To See and Do Around Rimini
The Emilia-Romagna region has several historic towns which make interesting day trips within reach of Rimini. Ravenna, Ferrara and Bologna all have lots of art, architecture and sights to enjoy as well as attractive squares where you can sit and enjoy a very different atmosphere to Rimini - or to seaside Rimini, anyway. Rimini is well-placed for exploring this stretch of the Adriatic Coast, and I found it a good base for a varied holiday. As well as the other purpose-built beach resorts, travellers can head south into the region of Le Marche, where there are still more villages and hills to explore. I visited seaside Pesaro (half an hour away by train) and famous Urbino in a combined day trip, since the bus for Urbino leaves from Pesaro. For comfortable exploring I'd allow a day each for the towns, though. Rimini is also the best base for visiting the independent Republic of San Marino: a bus service runs throughout the day between the two towns; the journey takes 45 minutes. In the summer holiday season there are additional bus services designed for day-trippers: for example to the historic castle and town of San Leo, and a direct service to Urbino. Other nearby towns can be visited using normal public bus services, including Verucchio, which has an important archaeological museum. The tourist information office in Rimini produces interesting leaflets and even books in English detailing sights in the surrounding province; it's a good first stop for planning your travels. Naturally they also stock pamphlets advertising all those attractions designed for summer trippers and families, of which there are many in the area: theme parks, water parks and so on.
Rimini Travel & Transport
Rimini has its own airport, the Aeroporto Internazionale Federico Fellinio di Rimini-San Marino. Both Ryanair and Easyjet operate budget flights to the airport from the UK. It is only just outside the centre of town at Miramare, one of the stretches of seaside suburb. It has a tourist information office, and an urban bus service, the number 9, connects the airport with Rimini railway station.

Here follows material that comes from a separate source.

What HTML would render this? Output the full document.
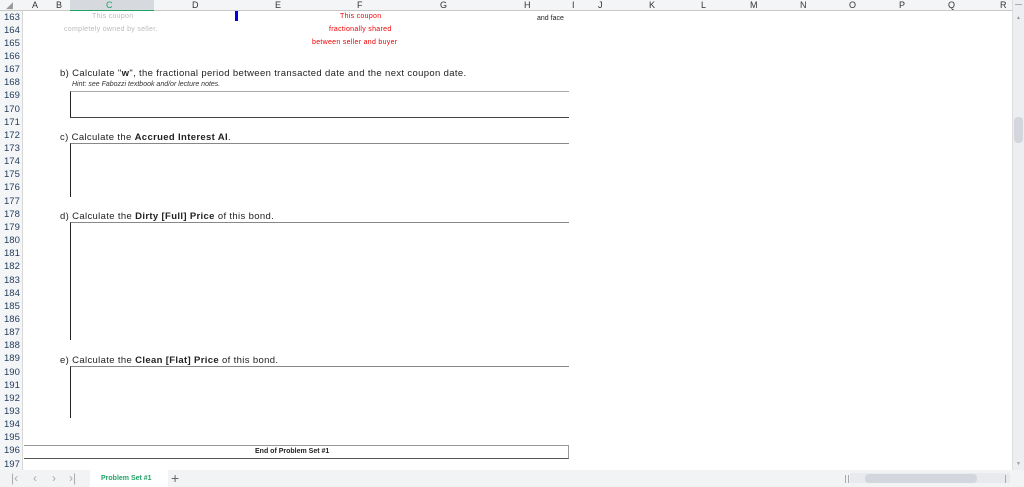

Rimini is on a railway line which links Bologna with Ancona, further down the Adriatic coast. A good number of trains stop here; connections with other major Italian destinations are generally via Bologna. If you are planning a journey to or from Rimini by train, be aware that different categories of train stop here; some are faster but cost a lot more than others. You will need to buy the right ticket for the particular train you plan to catch. As well as the main Rimini station, some trains also stop at little stations further along Rimini's built-up coastline, at Rimini Miramare and at Riccione.
The other seaside resorts nearby are on the same railway line, making it easy to visit the rest of the coast. Buses also serve the surrounding area; urban buses run the length of the built-up area as far south as Riccione, and other services head into the inland region. There are several buses a day running to the Republic of San Marino, a 45-minute trip, and in summer there are also direct buses to other towns of interest like San Leo and Urbino. Out of season you will need to rely on regular public transport. To reach Urbino, take a train to Pesaro and then catch a bus outside the railway station.
Within Rimini, bus services are run by a company called AM. There is a ticket and information kiosk outside the railway station. Services are efficient and tickets are cheap. Within the historic centre it is easy to get around on foot, but the seaside areas spread a long way, and are quite boring to walk through, so hopping on a bus is often a good option. Stops are labelled with numbers which is very helpful for travellers. A town map available from the tourist office shows bus routes and stops. It is generally worth buying a period bus ticket - for example a 3-day ticket at the time of writing costs just €5.50.